Marktl – Am 9. Juni hat Marktl entschieden: Nach einer ganzen Reihe von Veranstaltungen und Diskussionen, nach Gesprächen mit Wirtschaftsminister Aiwanger und der Ausarbeitung eines Kompromissvorschlags. 60 Prozent der Wähler stimmten am Ende FÜR die Windräder auf dem Gebiet der Kommune. Und während einige sich freuen, dass nun wieder etwas Ruhe in der Gemeinde einkehrt, bemüht sich die Bürgerinitiative „Gegenwind“ um einen nächsten Bürgerentscheid in Haiming. Zu Stimmung, Meinungen und den Aussichten im Landkreis Altötting.
Aiwanger: „Gutes Zeichen für die Energiewende“
Als Reaktion auf das „Ja“ des Bürgerentscheids in Marktl, äußerte sich Wirtschaftsminister Hubert Aiwanger gleich kurz nach der Auszählung der Stimmen: „Das ist ein gutes Zeichen für die Energiewende in Bayern“, so der Minister. „Man sieht: Wenn man sich mit den Befürchtungen der Menschen vor Ort auseinandersetzt und mit ihnen in einen Dialog über die Bedeutung des Ausbaus der Windenergie geht, kann man auch für große Windprojekte im Freistaat eine Akzeptanz erreichen.“ Unter seiner Vermittlung sei gemeinsam mit den Bürgern, den Bayerischen Staatsforsten und dem Projektierer Qair ein tragfähiger Kompromiss ausgearbeitet worden, der die Menschen am Ende überzeugt habe, so Aiwanger.

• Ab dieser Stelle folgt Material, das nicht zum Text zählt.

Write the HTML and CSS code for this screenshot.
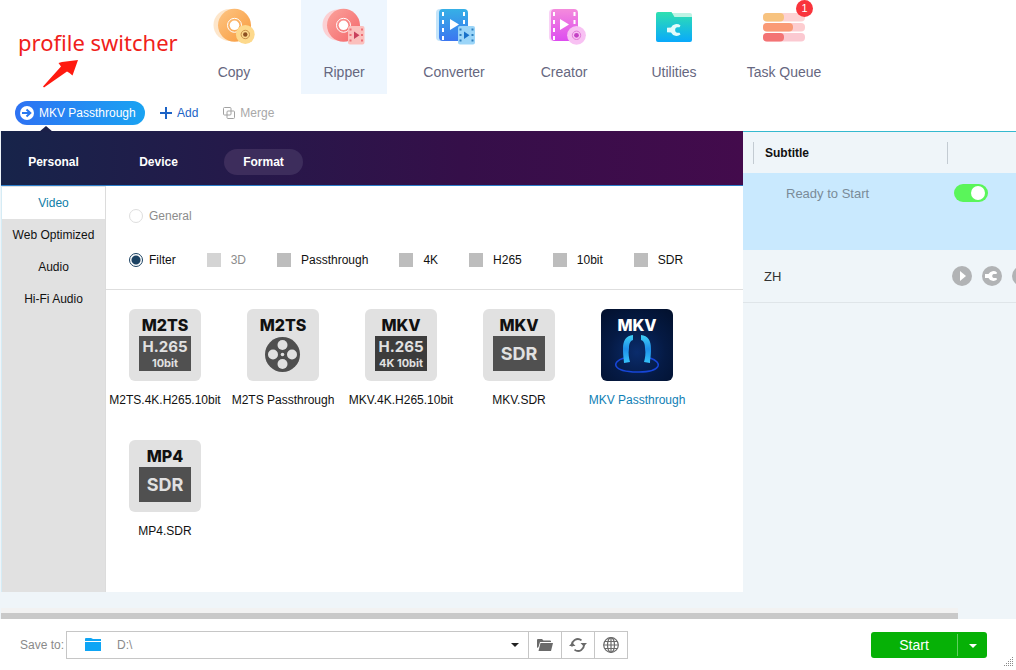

Die zentralen Punkte der Kompromisslösung bezogen sich auf eine Erhöhung des Windrad-Abstands zur Wohnbebauung auf 1.200 Meter und die Vorgabe, dass Wohngebäude nicht mit einem Radius von 180 Grad von Anlagen „umzingelt“ werden sollten. Außerdem waren auf Initiative des Ministers zwei Windräder auf dem Gebiet von Neuötting gestrichen worden, „um die besondere Situation des kleinen Marktler Ortsteils Schützing zu berücksichtigen“, so Aiwanger. „Bayern braucht einen Ausbau aller erneuerbaren Energien“, betonte der Minister und bezeichnete diesen als wesentlichen Faktor für die Zukunft des energieintensiven Chemiedreiecks.
Gegenwind: „Wertvolle Waldgebiete werden zerstört“
Auch die Bürgerinitiative „Gegenwind“ äußerte sich noch in der Nacht nach der Auszählung in Marktl: „Wertvolle Waldgebiete werden unwiederbringlich vernichtet und die Menschen müssen mit der Zerstörung wertvoller Waldflächen, Infraschall, Schattenschlag und Immobilienwertverlust rechnen.“ Laut den Windpark-Gegner hätte die Kommunalklausel der Bayerischen Staatsforsten den Bürgern eigentlich das letzte Wort überlassen. Nach einer Flugblattaktion in Marktl war mit der Klausel gegen die Windkraft geworben worden, doch Aiwanger hatte in einer Videobotschaft angekündigt, dass der Passus voraussichtlich geändert werde.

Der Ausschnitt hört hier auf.